When you've collected a bit of data, right click on the meter window and select Totals; from here you can pick a variety of reports and export them as comma separated variable files.

NetMeter reports will give you an accurate picture of how much data you have consumed. This instance had been running just a few seconds and already we haad racked up 350Kb of data transfer — which would have cost up to £6 on some mobile data tariffs.

You can then import the files into a spreadsheet — they're actually semicolon separated, so you may have to...

...specify that during the import — and do with them what you will. We suggest setting up a set of formulas that take into account any recurring monthly fixed bill and inclusive megabytes for each tariff you're interested in, then just sum the totals you've acquired, multiply them by the cost per megabyte and that's how much your usage would cost. If you can't quite get the figures up into the stratosphere, try BitTorrent or a couple of hours spent listening to streaming radio or watching online video.

Chances are, you won't need to try too hard. There are two main reasons why you'll use more data than you'd think. First, there's no easy way to know how much data will be loaded every time you click on a link, and speculative searching can easily bring up many hundreds of kilobytes of high resolution graphics per page. Then there's the sheer noise of modern network-aware applications. With probes for updates, new emails, IM contacts, VoIP calls and so on, a reasonably well equipped installation can be sending and receiving many tens of kilobytes a minute even if nothing's apparently happening — and if an auto-update is triggered, tens of megabytes can appear unbidden. If you can, leave your computer online for 24 hours without touching it and see how much data it consumes and produces. Even something that looks as if it's very low bandwidth, such as sending IM messages, carries a proportionally heavy overhead per message of between ten and twenty kilobytes. Or as the mobile operators prefer to think of it, 20p to 40p.

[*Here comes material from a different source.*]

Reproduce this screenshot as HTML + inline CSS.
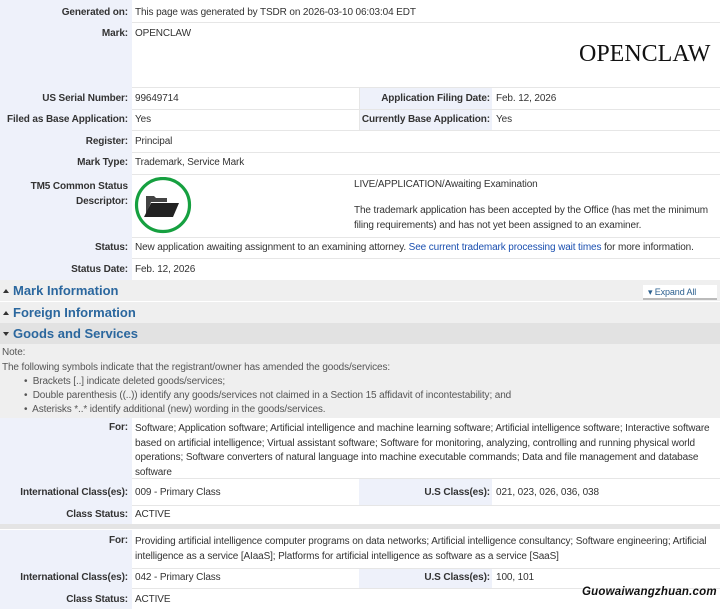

All of this is normally invisible because such behaviour has been designed to be unobtrusive on broadband, and indeed it normally doesn't matter. With a tariff charging £20 a megabyte, invisible equals inexcusable — and there's no easy way to turn off all this activity just because you're on a mobile data connection.

Even considered purely by itself, mobile data is scandalously expensive. Roaming costs border on the criminal. Compared to the price of fixed broadband and Wi-Fi hotspots — so cheap that pubs can afford to give away free — the cost of GPRS and 3G is beyond ridicule.